As China and others continue climbing the industrial and technological ladder, the necessary relocation of large parts of their supply chains to lower-cost countries will affect the costing and pricing of goods and labour everywhere. But developing countries can actually use their latecomer status to reap substantial economic benefits. Despite the wildly exaggerated threat of automation, African countries, in particular, can exploit their lower factor costs to promote successful labour-intensive industries in which they have a comparative advantage.
For example, African countries can lower the cost of doing business by building strategically located production clusters and industrial parks (including for green industries).
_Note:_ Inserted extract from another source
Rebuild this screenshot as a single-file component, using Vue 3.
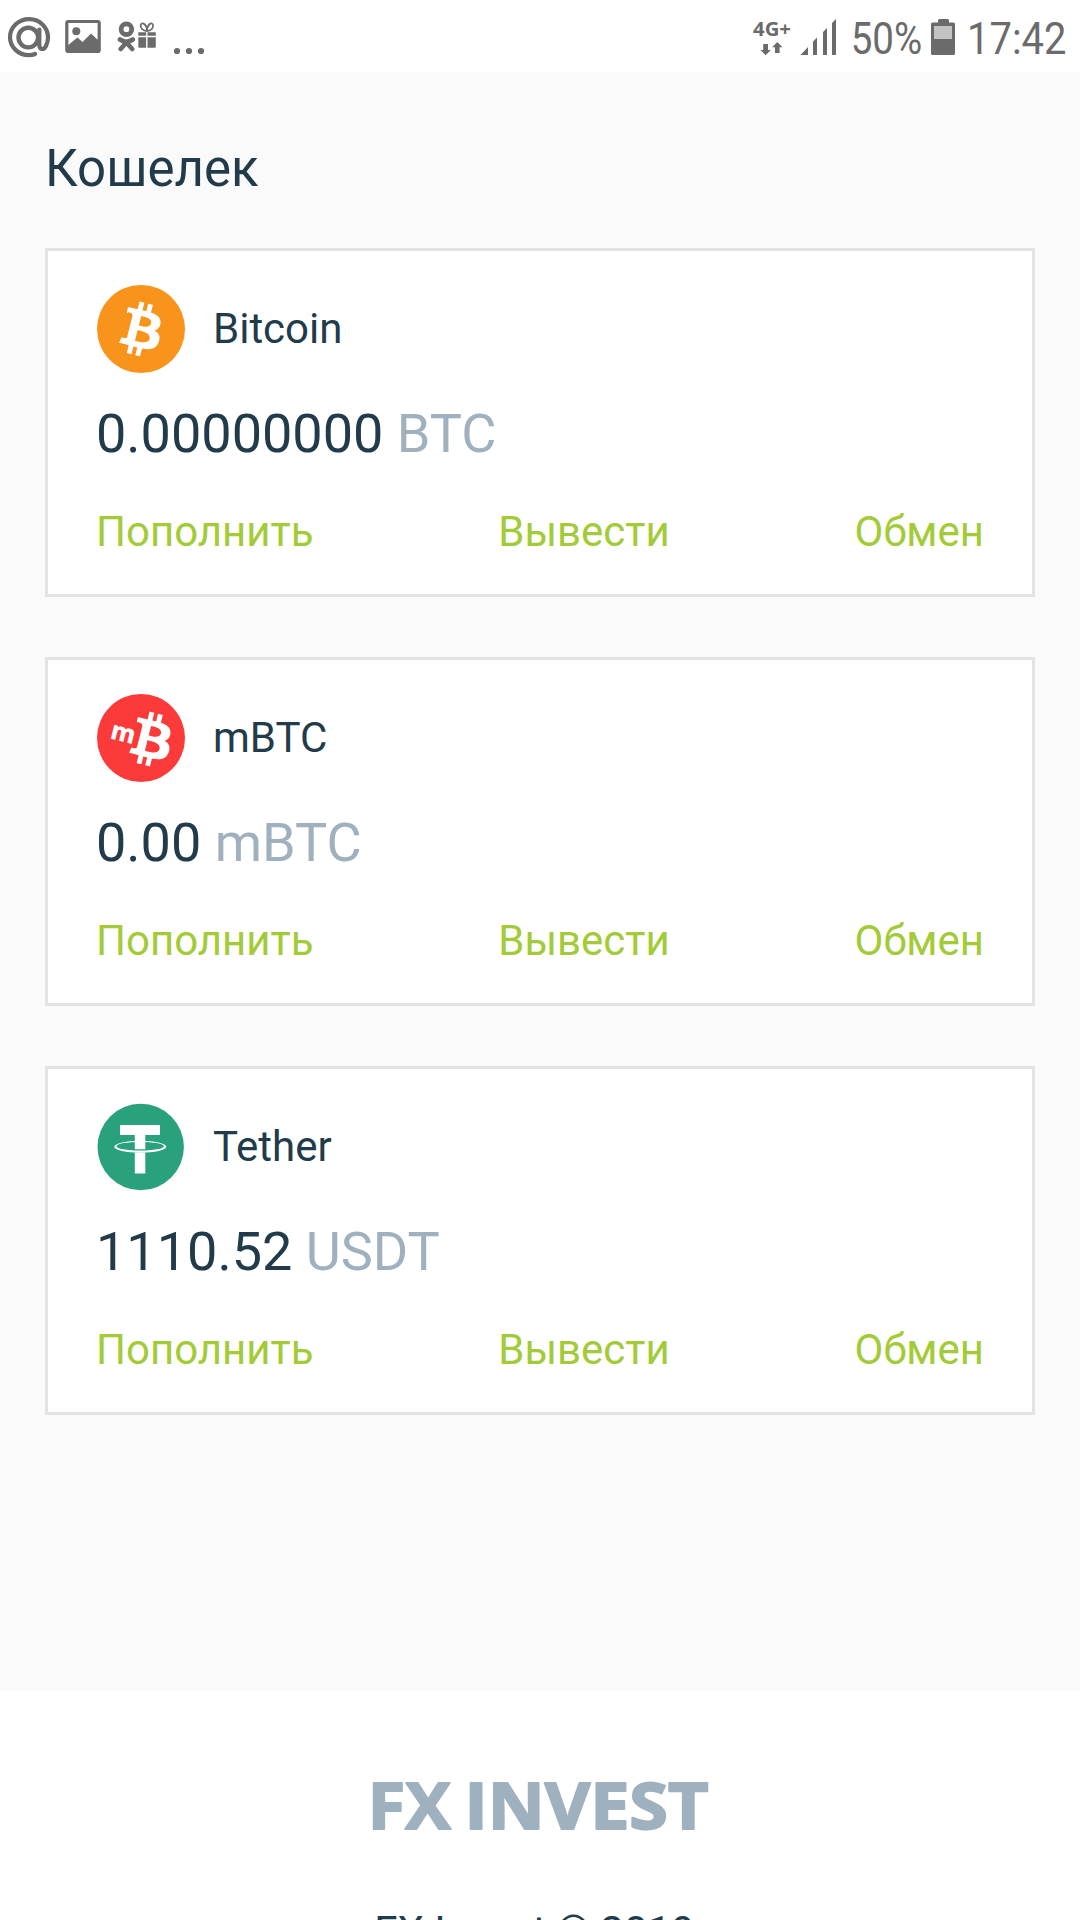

They are also in a strong position to attract foreign direct investment, which brings the positive externalities of technology and know-how transfer, managerial best practices, state-of-the-art learning and access to large global markets.
If managed properly, this two-pronged approach could provide ample employment for a low-skilled labour force, while rapidly increasing fiscal revenues. And this, in turn, would allow for improvements to infrastructure in other areas, thus creating the conditions for long-term prosperity and social stability.
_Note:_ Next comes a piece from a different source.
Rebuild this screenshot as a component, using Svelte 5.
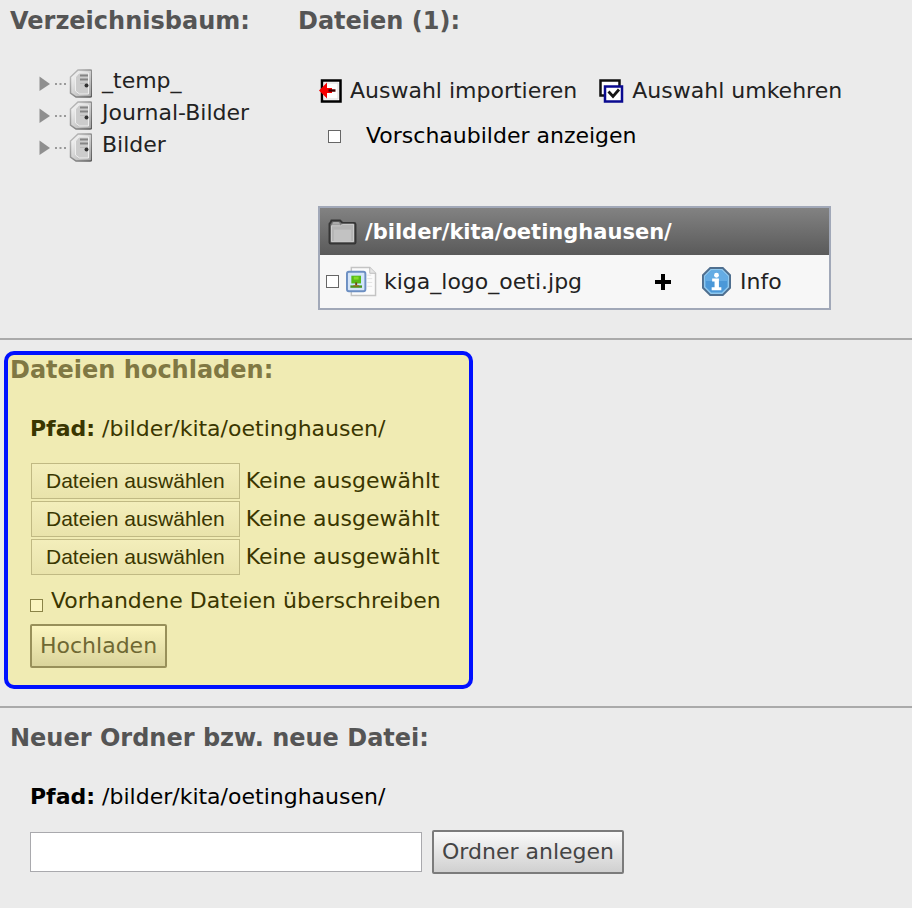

While trade agreements such as the US African Growth and Opportunity Act are still very important to African countries, broader economic and technological changes are opening up new opportunities, and smart policymakers are seizing them. This is a pivotal moment in North–South relations. After centuries of being politically and intellectually tethered to advanced economies with little to show for it, Africa is striking out on a new path of self-affirmation.
In this quest for prosperity, African leaders and policymakers have proved ready to withstand sanctions, threats and setbacks. They may not all have read Nietzsche, but they know that what ‘does not kill us, makes us stronger’.